Arrowtown couple Lisa and Edward Guy set off yesterday on a 3000km, 11-day journey across...
Arrowtown couple Lisa and Edward Guy set off yesterday on a 3000km, 11-day journey across northern India in a three-wheel auto rickshaw. Photo supplied.
After a rocky start, Arrowtown couple Lisa and Edward Guy have finally begun an epic journey across India in a motorised rickshaw.

When the Otago Daily Times phoned the Guys yesterday, they had already endured a bungled visa application, deportation from India and a ''near divorce''.

Yet they had covered not one of the 3000km they need to negotiate in an open-sided, 7 horsepower rickshaw.

For the second year in a row, they will spend 11 days dodging trucks, buses, cows and camels on the Rickshaw Run, an unrouted and unsupported journey across the sub-continent in a two-stroke taxi probably best known to New Zealanders by their Thai name of tuk-tuk.

They hope to finish the journey in the eastern Indian city of Shillong on April 18.

Speaking from the event's start line in Jaisalmer in the northwestern state of Rajasthan, Mrs Guy said they were supposed to head off on Monday with the 85 other teams.

However, after she ''stuffed up the visa application'', they were deported to Singapore immediately after arriving in India.

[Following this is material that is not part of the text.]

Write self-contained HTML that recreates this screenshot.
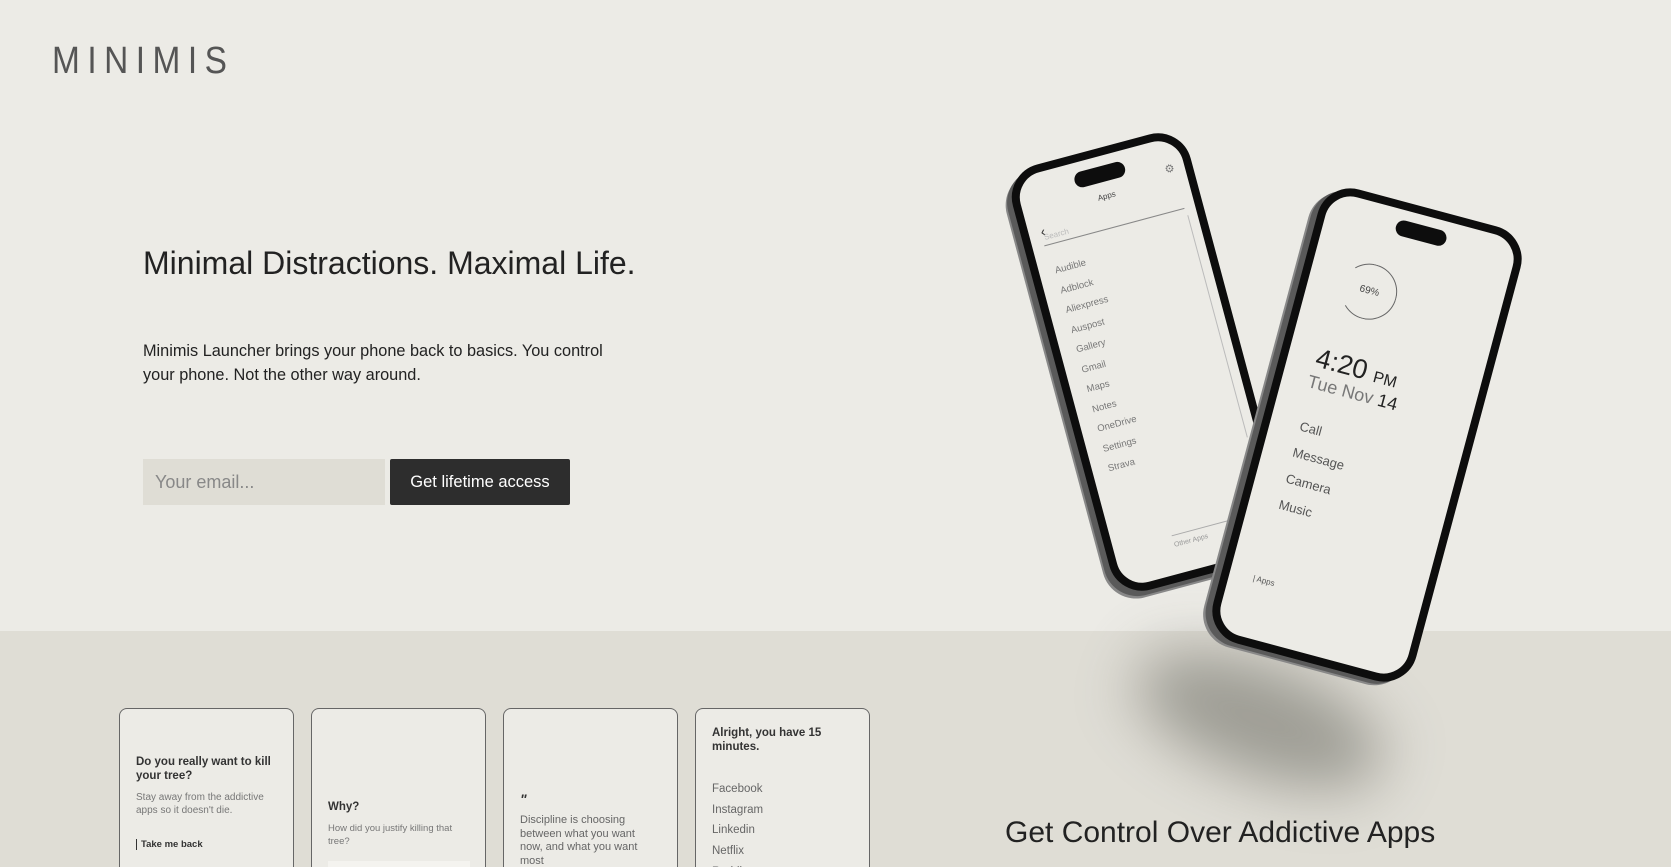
<!DOCTYPE html>
<html style="overflow:hidden;width:1671px;height:867px"><head><meta charset="utf-8"><style>
*{margin:0;padding:0;box-sizing:border-box}
body{width:1671px;height:867px;overflow:hidden;background:#ecebe6;font-family:"Liberation Sans",sans-serif;color:#222;position:relative}
.abs{position:absolute}
.logo{left:52px;top:40px;font-size:38px;letter-spacing:8.5px;color:#555;transform:scaleX(0.88);transform-origin:left}
.low{left:0;top:631px;width:1671px;height:236px;background:#dfddd5}
.card{top:708px;width:175px;height:159px;border:1px solid #666;border-bottom:none;border-radius:8px 8px 0 0;background:#ecebe6;font-size:11px;color:#333;overflow:hidden}
.card b{font-size:11.5px;color:#333}
.gray{color:#777;font-size:10px;line-height:13px}
.phone{border:8px solid #0d0d0d;border-radius:34px;background:#ecebe6;box-shadow:-6px 4px 0 #5a5a5a,-8px 6px 0 #888}
.pill{position:absolute;left:50%;top:10px;width:52px;height:16px;margin-left:-26px;background:#0d0d0d;border-radius:10px}
.ph{position:absolute;color:#777;font-size:11px}
</style></head><body>
<div class="abs logo">MINIMIS</div>
<div class="abs" style="left:143px;top:245px;font-size:32px;color:#222">Minimal Distractions. Maximal Life.</div>
<div class="abs" style="left:143px;top:339px;font-size:16.3px;line-height:24px;color:#222;width:478px">Minimis Launcher brings your phone back to basics. You control your phone. Not the other way around.</div>
<div class="abs" style="left:143px;top:459px;width:242px;height:46px;background:#dfddd5;color:#888;font-size:18px;padding:13px 12px">Your email...</div>
<div class="abs" style="left:390px;top:459px;width:180px;height:46px;background:#2d2d2d;color:#fff;font-size:16.5px;text-align:center;line-height:46px;border-radius:2px">Get lifetime access</div>

<div class="abs low"></div>
<div class="abs" style="left:1130px;top:665px;width:260px;height:110px;border-radius:50%;background:#8d8c84;filter:blur(30px);transform:rotate(20deg);opacity:.8"></div>

<!-- left phone -->
<div class="abs phone" style="left:1058px;top:142px;width:184px;height:440px;transform:rotate(-15deg)">
<div class="pill"></div>
<div class="ph" style="left:76px;top:36px;font-size:8px;color:#444">Apps</div>
<div class="ph" style="left:148px;top:24px;font-size:11px">⚙</div>
<div class="ph" style="left:12px;top:50px;font-size:14px;color:#333">‹</div>
<div class="ph" style="left:14px;top:60px;font-size:8px;color:#bbb">Search</div>
<div class="abs" style="left:12px;top:72px;width:145px;height:1px;background:#888"></div>
<div class="abs" style="left:158px;top:80px;width:1px;height:230px;background:#bbb"></div>
<div class="ph" style="left:16px;top:90px;line-height:20.5px;font-size:9.5px">Audible<br>Adblock<br>Aliexpress<br>Auspost<br>Gallery<br>Gmail<br>Maps<br>Notes<br>OneDrive<br>Settings<br>Strava</div>
<div class="abs" style="left:60px;top:385px;width:90px;height:1px;background:#aaa"></div>
<div class="ph" style="left:60px;top:392px;font-size:7px;color:#999">Other Apps</div>
</div>

<!-- right phone -->
<div class="abs phone" style="left:1262px;top:200px;width:210px;height:470px;transform:rotate(15deg)">
<div class="pill"></div>
<div class="abs" style="left:34px;top:60px;width:56px;height:56px;border-radius:50%;border:1px solid #666;border-left-color:transparent"></div>
<div class="ph" style="left:52px;top:82px;font-size:10px;color:#444">69%</div>
<div class="ph" style="left:28px;top:150px;font-size:27px;color:#222">4:20 <span style="font-size:16px">PM</span></div>
<div class="ph" style="left:26px;top:180px;font-size:18px;color:#777">Tue Nov <span style="color:#222">14</span></div>
<div class="ph" style="left:30px;top:222px;font-size:13px;line-height:27px;color:#555">Call<br>Message<br>Camera<br>Music</div>
<div class="ph" style="left:24px;top:390px;font-size:8px;color:#555">| Apps</div>
</div>

<!-- cards -->
<div class="abs card" style="left:119px">
<div class="abs" style="left:16px;top:46px;width:140px;line-height:14px"><b>Do you really want to kill your tree?</b></div>
<div class="abs gray" style="left:16px;top:82px;width:135px">Stay away from the addictive apps so it doesn't die.</div>
<div class="abs" style="left:16px;top:130px;font-size:9.5px;font-weight:bold;border-left:1px solid #333;padding-left:4px">Take me back</div>
</div>
<div class="abs card" style="left:311px">
<div class="abs" style="left:16px;top:92px"><b>Why?</b></div>
<div class="abs gray" style="left:16px;top:113px;width:140px;font-size:9.5px">How did you justify killing that tree?</div>
<div class="abs" style="left:16px;top:152px;width:142px;height:10px;background:#f4f3ef"></div>
</div>
<div class="abs card" style="left:503px">
<div class="abs" style="left:16px;top:82px;font-size:14px;font-weight:bold;font-style:italic">"</div>
<div class="abs" style="left:16px;top:105px;width:130px;color:#666;font-size:11px;line-height:13.5px">Discipline is choosing between what you want now, and what you want most</div>
</div>
<div class="abs card" style="left:695px">
<div class="abs" style="left:16px;top:17px;width:135px;line-height:14px"><b>Alright, you have 15 minutes.</b></div>
<div class="abs" style="left:16px;top:70px;color:#666;font-size:11.5px;line-height:20.7px">Facebook<br>Instagram<br>Linkedin<br>Netflix<br>Reddit</div>
</div>

<div class="abs" style="left:1005px;top:816px;font-size:30px;color:#222">Get Control Over Addictive Apps</div>
</body></html>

They toyed with the idea of abandoning the event and having a comfortable holiday elsewhere in the world.

''But then we realised that so much of this is about raising money, and that is what made us feel good about doing it.''

They are supporting endangered rainforests charity Cool Earth and depression charity Live More Awesome.

''Live More Awesome is very personal to us because of depression in our families, with employees and with ourselves.''

Leaving their three school-aged daughters in the care of family back home, they had decided to return to India after falling in love with the country last year.

''The last day of the last run at sunrise, I cried in the back of the tuk-tuk because I thought this can't be over - this is the most amazing way to travel and get to know a country and meet its people.''

Mrs Guy said missing Monday's start proved to be a blessing after the other teams were hit by a sandstorm, an electrical storm and then flooding.

However, the distance they would need to cover each day had ''gone through the roof'' to more than 300km. The rickshaws could cover about 50km an hour at best, and had to be rested every 100km so their engines could cool down.